### COLLECTED MATERIAL
┌──

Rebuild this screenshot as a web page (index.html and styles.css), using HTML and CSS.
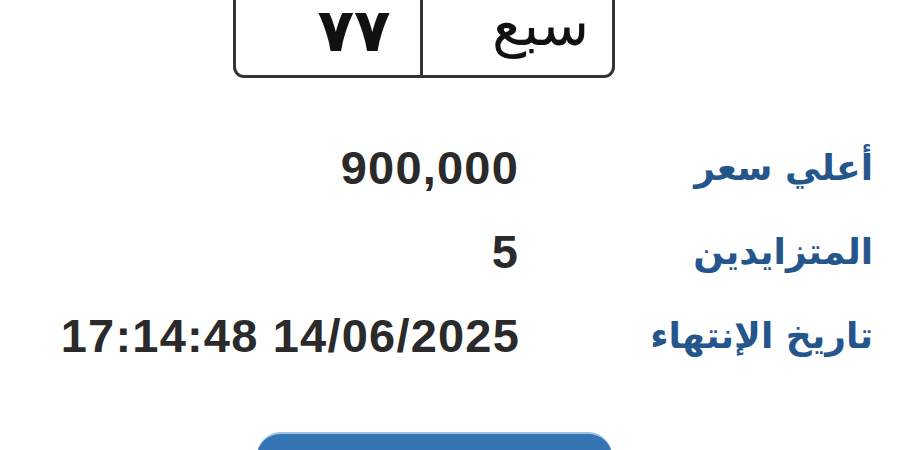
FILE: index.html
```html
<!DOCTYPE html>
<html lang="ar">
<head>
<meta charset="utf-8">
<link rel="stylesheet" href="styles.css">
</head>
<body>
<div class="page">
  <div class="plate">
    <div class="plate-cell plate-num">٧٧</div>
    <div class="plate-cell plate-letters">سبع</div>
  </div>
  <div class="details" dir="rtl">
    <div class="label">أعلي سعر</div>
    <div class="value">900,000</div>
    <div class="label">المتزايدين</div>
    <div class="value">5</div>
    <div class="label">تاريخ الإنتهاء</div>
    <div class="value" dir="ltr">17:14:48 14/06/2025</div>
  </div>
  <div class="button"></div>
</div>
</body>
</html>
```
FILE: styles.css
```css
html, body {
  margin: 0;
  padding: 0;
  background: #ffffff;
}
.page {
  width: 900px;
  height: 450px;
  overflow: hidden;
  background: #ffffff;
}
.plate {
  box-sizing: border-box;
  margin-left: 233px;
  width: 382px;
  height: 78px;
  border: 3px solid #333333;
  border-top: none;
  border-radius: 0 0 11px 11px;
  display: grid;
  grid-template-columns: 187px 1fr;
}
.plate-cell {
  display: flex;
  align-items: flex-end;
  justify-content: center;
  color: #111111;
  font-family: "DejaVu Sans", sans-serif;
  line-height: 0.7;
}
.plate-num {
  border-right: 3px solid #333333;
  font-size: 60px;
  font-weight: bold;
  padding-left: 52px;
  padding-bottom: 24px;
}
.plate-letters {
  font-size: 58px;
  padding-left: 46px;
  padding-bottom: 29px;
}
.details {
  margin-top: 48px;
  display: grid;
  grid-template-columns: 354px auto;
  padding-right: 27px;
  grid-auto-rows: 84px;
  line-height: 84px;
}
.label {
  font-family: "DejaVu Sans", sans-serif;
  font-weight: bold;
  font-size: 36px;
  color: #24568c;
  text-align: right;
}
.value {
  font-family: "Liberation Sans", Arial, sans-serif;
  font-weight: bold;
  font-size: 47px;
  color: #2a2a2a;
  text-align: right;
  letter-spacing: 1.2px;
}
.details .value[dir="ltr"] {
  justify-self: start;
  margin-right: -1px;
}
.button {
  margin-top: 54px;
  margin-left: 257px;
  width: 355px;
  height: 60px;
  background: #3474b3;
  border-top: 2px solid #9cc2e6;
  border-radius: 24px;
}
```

└──

### GOAL
Locate the lines above that hold the word "index". Show every one of them.

### RESULT OF THIS TASK
Rebuild this screenshot as a web page (index.html and styles.css), using HTML and CSS.
FILE: index.html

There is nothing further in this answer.